Turkey activists trial: 'I have no idea why we're here', defendant tells court
Rights activist Ozlem Dalkiran was first to speak at the trial that also involves Amnesty's Turkish head, Idil Eser, German citizen Peter Frank Steudtner and Swedish citizen Ali Gharavi
A Turkish human rights activist denied terrorism charges on Wednesday, declaring "I have no idea why we're here", at a trial of 11 activists, including Amnesty International's country head.
A group of around 50 people from human rights groups, foreign consulates and women's rights groups stood outside the Istanbul court holding signs reading "Free Rights Defenders".
Activist Ozlem Dalkiran was first to speak at the trial that also involves Amnesty's Turkish head, Idil Eser, German citizen Peter Frank Steudtner and Swedish citizen Ali Gharavi.
They face up to 15 years in jail if convicted.
"I dedicated my life to truth, human rights and justice. Now I am here being charged with membership in a terrorist organisation," Ms Dalkiran, a member of the Turkish arm of the Citizens' Assembly, a European rights organisation, told the court.
"I have no idea why we're here," she said.
The activists face a range of charges, including helping armed terrorist groups such as the outlawed Kurdistan Workers Party (PKK) and the network of the US-based cleric Fethullah Gulen, who is blamed by Ankara for last year's coup attempt.

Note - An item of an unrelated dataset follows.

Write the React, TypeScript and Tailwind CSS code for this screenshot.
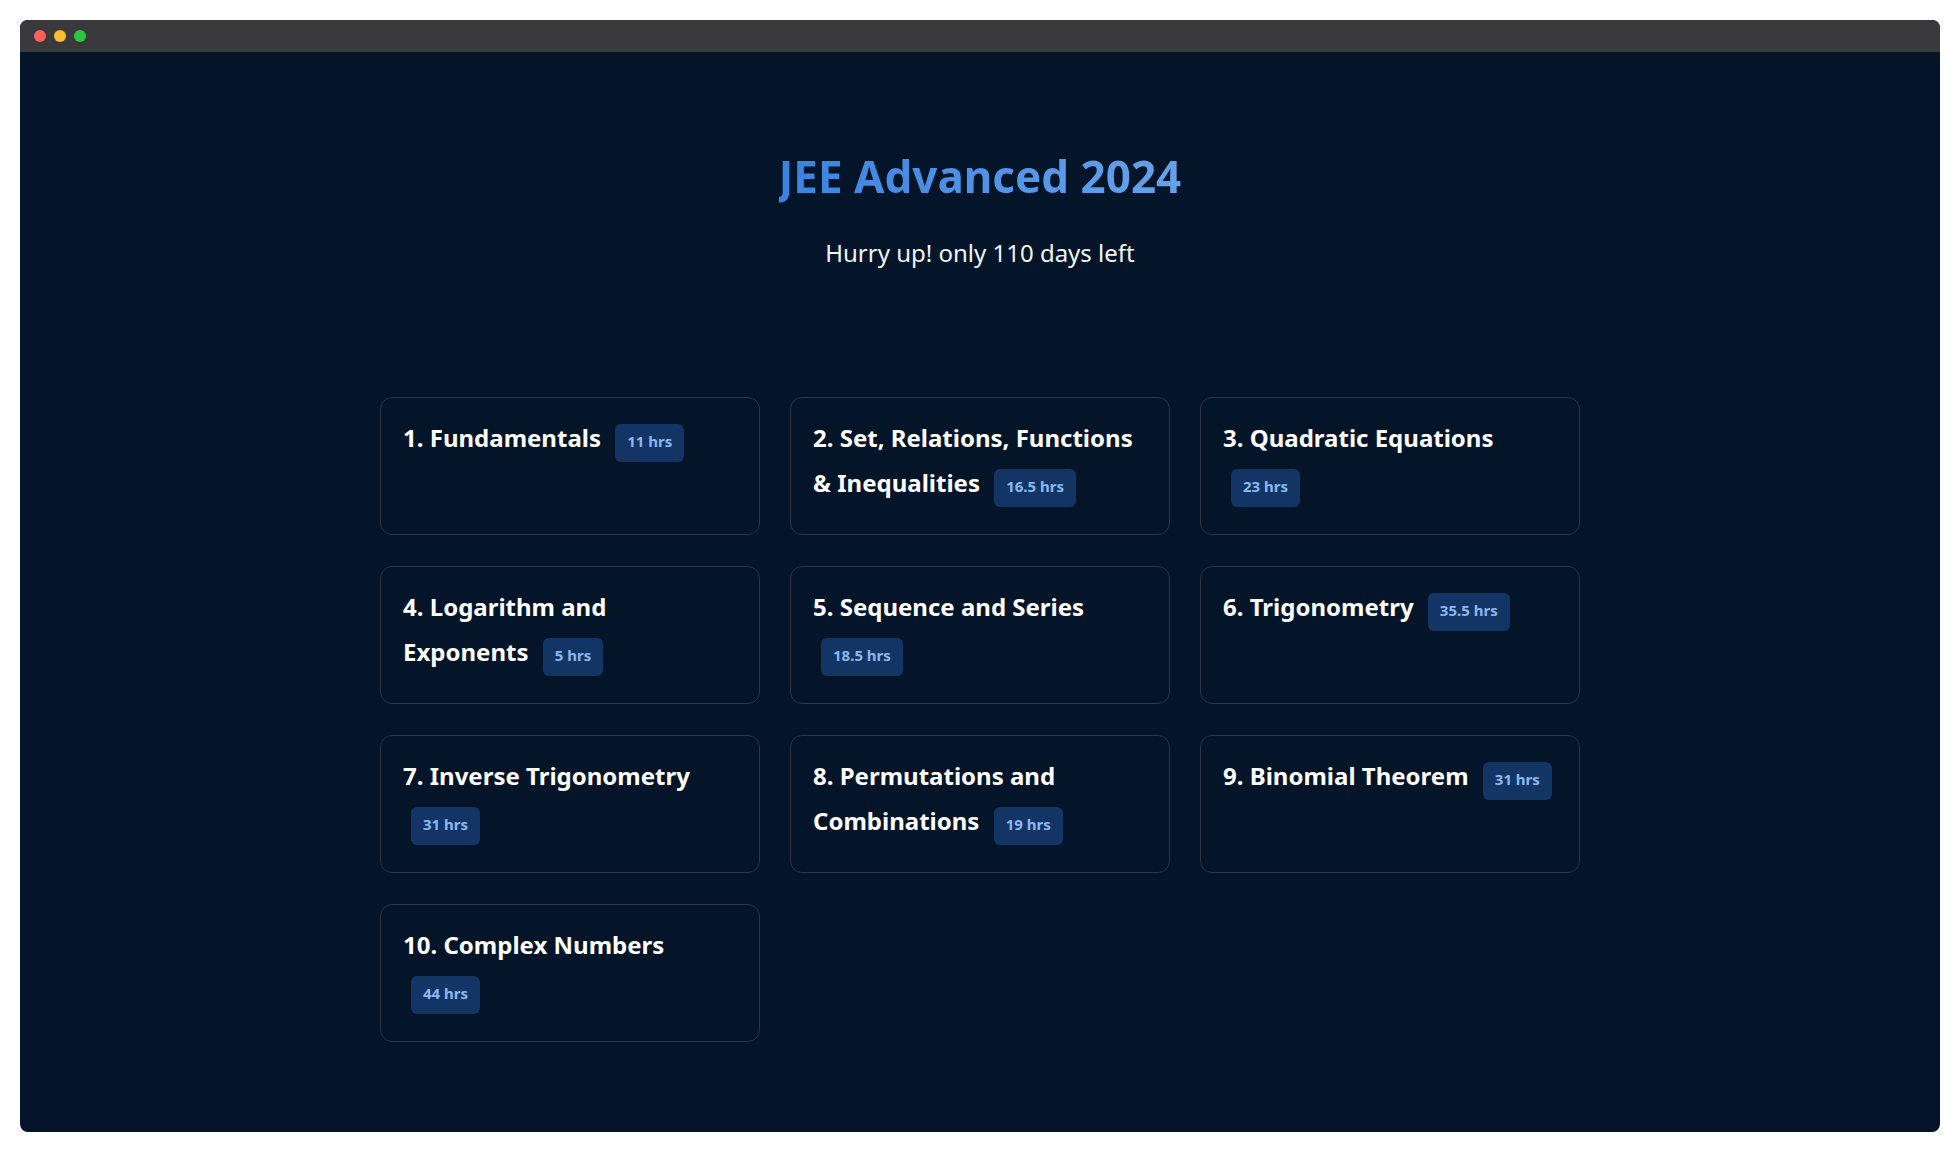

Prosecutors have cited Amnesty's links to jailed hunger strikers and alleged that some of the defendants had contact with people who had downloaded the encrypted messaging app used by the coup plotters.
All but one of the activists were detained in July after participating in a workshop on digital security held on an island near Istanbul. Pro-government media have said the workshop was part of a broader plot to sow discord in Turkish society.
Amnesty's Turkish chairman, Taner Kilic, was jailed earlier this year in a separate case and was later added to the same indictment.
Authorities have jailed more than 50,000 people pending trial in a crackdown following the failed military coup. President Recep Tayyip Erdogan says the purges across society are necessary to maintain stability in the key Nato country, which borders Iran, Iraq and Syria.
But European allies fear he is using the investigations to check opposition and undermine the judiciary.
"This is ostensibly a trial of human rights defenders attending a workshop on an island in Istanbul, but in fact it is the Turkish justice system and Turkish authorities that are on trial," John Dalhuisen, Amnesty's director for Europe and Central Asia, said outside the courthouse.
Eight of the defendants were held in jail ahead of the trial.
Mr Kilic attended the hearing via a video link from a court in the western coastal province of Izmir, where he faces additional charges of using the same encrypted messaging app as the coup plotters. Amnesty rejects the charges.
The case has worsened Turkey's already fraught relations with the European Union, which it aspires to join. Shortly after the arrests, Berlin said it was reviewing Turkey's applications to buy weaponry from Germany. A cabinet minister in Berlin compared Ankara's behaviour to that of the former Communist East Germany.
German chancellor Angela Merkel has said Turkey's 12-year-old attempt to join the EU should be halted, although Ankara has said it remains determined to press on with its accession process.